The fleet management concept was developed to answer the needs to reach more patients and answer the demand for advanced products. It also helps get new products and formats on the market and future-proofs facilities.
The Fleet Management system includes standardized facilities with equivalent manufacturing systems that are copied and pasted across a global network and connected digitally. At Roche, this concept was used to standardize the single-use, small volume drug substance facilities, as discussed by Alvin Yang, the drug substance global MSAT technology and network standards steward for Roche. The company replicated its South San Francisco Clinical Supply Center to create a higher commercial manufacturing gat its Oceanside Single Use Technology Facility. The replication shortened the design phase and avoided critical paths.
At Novo Nordisk, a fill/finish manufacturing network was created as a fleet to respond to patient demands. This fleet concept starts with designing one and then building many. For example, a formulation fleet, packaging line fleet, assembly line fleet, inspection line fleet and filling line fleet are designed and then replicated across sites, as described by Lundsberg-Nielsen. These systems are then networked and operated by a central PQS. The central PQS doesn’t necessarily have to physically be at headquarters and can be at a site as long as the owner of the fleet. This PQS includes a process performance and quality monitoring system, a deviation system, a CAPA system and a change management system, according to Lundsberg-Nielsen.
At the top is a strategic level, which defines strategy and has oversight for implementation. There is then the operation level that creates and maintains the fleet, in addition to approving documentation. Finally, there is the local site, where the equipment and parts are managed and change is managed.
A key element in fleet management is collaboration, so that sites can share and learn from each other. This can be done digitally, and tracking can happen digitally as well. An oversight framework must be developed for quality control.

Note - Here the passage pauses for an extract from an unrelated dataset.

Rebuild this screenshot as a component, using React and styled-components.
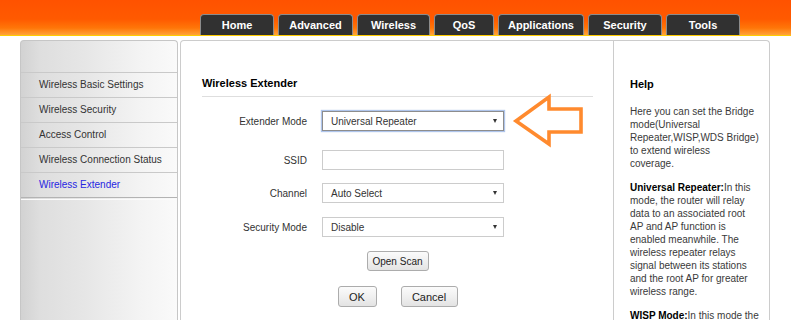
import React from 'react';
import styled, { createGlobalStyle } from 'styled-components';

const Global = createGlobalStyle`
  html, body { margin: 0; padding: 0; background: #fff; }
  body {
    font-family: "Liberation Sans", Arial, sans-serif;
    font-size: 10px;
    color: #333;
  }
  * { box-sizing: border-box; }
`;

const Page = styled.div`
  position: relative;
  width: 791px;
  height: 320px;
  overflow: hidden;
`;

const Header = styled.header`
  height: 36px;
  border-bottom: 1px solid #ffcc00;
  background: linear-gradient(to bottom, #ff5200 0%, #ff5a00 55%, #ff7608 80%, #ffa43a 100%);
  display: flex;
  align-items: flex-end;
  padding-left: 200px;
`;

const Tabs = styled.nav`
  display: flex;
  gap: 4px;
`;

const Tab = styled.a`
  width: ${p => p.$w}px;
  height: 21px;
  display: flex;
  align-items: center;
  justify-content: center;
  background: #313131;
  border: 1px solid #8c8c8c;
  border-bottom: none;
  border-radius: 4px 4px 0 0;
  color: #fff;
  font-weight: bold;
  font-size: 11px;
  text-decoration: none;
`;

const Body = styled.div`
  display: flex;
  gap: 2px;
  margin: 4px 0 0 20px;
`;

const Sidebar = styled.aside`
  width: 158px;
  height: 300px;
  border: 1px solid #c6c6c6;
  border-bottom: none;
  border-radius: 4px 4px 0 0;
  background: linear-gradient(to right, #d2d2d2 0%, #dedede 12%, #e6e6e6 40%, #f3f3f3 75%, #fafafa 100%);
`;

const SideTop = styled.div`
  height: 31px;
`;

const MenuItem = styled.div`
  height: 25px;
  line-height: 24px;
  border-top: 1px solid #c9c9c9;
  padding-left: 18px;
  color: ${p => (p.$active ? '#2626e2' : '#333')};
  white-space: nowrap;
`;

const MenuEnd = styled.div`
  height: 3px;
  border-top: 1px solid #b3b3b3;
  border-bottom: 1px solid #fbfbfb;
`;

const Main = styled.main`
  width: 590px;
  height: 300px;
  display: flex;
  border: 1px solid #cccccc;
  border-bottom: none;
  border-radius: 4px 4px 0 0;
  background: #fff;
`;

const Content = styled.section`
  width: 432px;
  padding: 35px 20px 0 21px;
`;

const Title = styled.h2`
  margin: 0;
  font-size: 11px;
  line-height: 14px;
  font-weight: bold;
  color: #000;
  padding-bottom: 6px;
  border-bottom: 1px solid #dedede;
`;

const Form = styled.div`
  margin-top: 14px;
  display: flex;
  flex-direction: column;
`;

const Row = styled.div`
  display: grid;
  grid-template-columns: 105px 182px;
  column-gap: 15px;
  align-items: center;
  height: 20px;
  margin-bottom: ${p => p.$mb}px;
`;

const Label = styled.label`
  text-align: right;
  color: #333;
  white-space: nowrap;
`;

const Field = styled.div`
  height: 20px;
  border: 1px solid ${p => (p.$focus ? '#8d8d8d' : '#cccccc')};
  box-shadow: ${p => (p.$focus ? '0 0 1px 1px rgba(110,150,220,0.55)' : 'none')};
  background: #fff;
  display: flex;
  align-items: center;
  justify-content: space-between;
  padding: 0 6px 0 8px;
  color: #333;
`;

const Caret = styled.span`
  width: 0;
  height: 0;
  border-left: 2.5px solid transparent;
  border-right: 2.5px solid transparent;
  border-top: 4px solid #333;
`;

const ButtonRow = styled.div`
  display: flex;
  justify-content: center;
  gap: ${p => p.$gap || 0}px;
  margin-bottom: ${p => p.$mb || 0}px;
`;

const Button = styled.button`
  width: ${p => p.$w}px;
  height: ${p => p.$h}px;
  padding: 0;
  border: 1px solid #acacac;
  border-radius: 3px;
  background: linear-gradient(to bottom, #fbfbfb 0%, #f0f0f0 50%, #e3e3e3 100%);
  font-family: "Liberation Sans", Arial, sans-serif;
  font-size: ${p => p.$fs}px;
  color: #222;
`;

const Help = styled.aside`
  width: 156px;
  border-left: 1px solid #cccccc;
  padding: 36px 12px 0 16px;
`;

const HelpTitle = styled.h3`
  margin: 0 0 14px;
  font-size: 11px;
  line-height: 14px;
  font-weight: bold;
  color: #000;
`;

const HelpText = styled.p`
  margin: 0 0 11px;
  line-height: 13px;
  color: #3a3a3a;
  white-space: nowrap;
  b { color: #000; }
`;

const Arrow = styled.svg`
  position: absolute;
  left: 510px;
  top: 91px;
`;

const tabs = [
  ['Home', 74],
  ['Advanced', 75],
  ['Wireless', 73],
  ['QoS', 60],
  ['Applications', 86],
  ['Security', 74],
  ['Tools', 74],
];

const menu = [
  'Wireless Basic Settings',
  'Wireless Security',
  'Access Control',
  'Wireless Connection Status',
  'Wireless Extender',
];

export default function App() {
  return (
    <Page>
      <Global />
      <Header>
        <Tabs>
          {tabs.map(([t, w]) => (
            <Tab key={t} $w={w}>{t}</Tab>
          ))}
        </Tabs>
      </Header>
      <Body>
        <Sidebar>
          <SideTop />
          {menu.map(m => (
            <MenuItem key={m} $active={m === 'Wireless Extender'}>{m}</MenuItem>
          ))}
          <MenuEnd />
        </Sidebar>
        <Main>
          <Content>
            <Title>Wireless Extender</Title>
            <Form>
              <Row $mb={19}>
                <Label>Extender Mode</Label>
                <Field $focus>Universal Repeater<Caret /></Field>
              </Row>
              <Row $mb={13}>
                <Label>SSID</Label>
                <Field />
              </Row>
              <Row $mb={14}>
                <Label>Channel</Label>
                <Field>Auto Select<Caret /></Field>
              </Row>
              <Row $mb={14}>
                <Label>Security Mode</Label>
                <Field>Disable<Caret /></Field>
              </Row>
              <ButtonRow $mb={15}>
                <Button $w={62} $h={20} $fs={10}>Open Scan</Button>
              </ButtonRow>
              <ButtonRow $gap={24}>
                <Button $w={39} $h={21} $fs={11}>OK</Button>
                <Button $w={57} $h={21} $fs={11}>Cancel</Button>
              </ButtonRow>
            </Form>
          </Content>
          <Help>
            <HelpTitle>Help</HelpTitle>
            <HelpText>
              Here you can set the Bridge<br />
              mode(Universal<br />
              Repeater,WISP,WDS Bridge)<br />
              to extend wireless<br />
              coverage.
            </HelpText>
            <HelpText>
              <b>Universal Repeater:</b>In this<br />
              mode, the router will relay<br />
              data to an associated root<br />
              AP and AP function is<br />
              enabled meanwhile. The<br />
              wireless repeater relays<br />
              signal between its stations<br />
              and the root AP for greater<br />
              wireless range.
            </HelpText>
            <HelpText>
              <b>WISP Mode:</b>In this mode the
            </HelpText>
          </Help>
        </Main>
      </Body>
      <Arrow width="76" height="58" viewBox="510 91 76 58">
        <polygon
          points="516,121 549,97 549,109 581,109 581,132 549,132 549,144"
          fill="none"
          stroke="#ff8a2e"
          strokeWidth="3.6"
          strokeLinejoin="miter"
        />
      </Arrow>
    </Page>
  );
}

So, what are the benefits of incorporating a fleet management approach to decentralized manufacturing? For one, the facilities and lines are established both faster and cheaper. All of the equipment doesn’t need to be individually qualified. Each of the facilities do not need to be qualified. You need only to qualify the first and replicate that. Operationally, documentation is reduced and personnel time is reduced. Change management is also streamlined. Changes to fleet systems require collaboration, connection with network partners, quick production support, deployment efficiencies and tracking. The teams have to work together when a change is proposed, and it has to be agreed upon by the entire group and the standard owner. Because it requires more effort to make changes, smaller changes may not always be implemented.
However, this collaboration allows for better sharing of information if an issue arises. Another facility may be able to help with an issue.
Establishing a fleet management system requires planning and collaboration, but at the end of the day, it can bring drugs to patients faster. As many have allocated money for new sites for expanded manufacturing, now is the perfect time to consider this concept.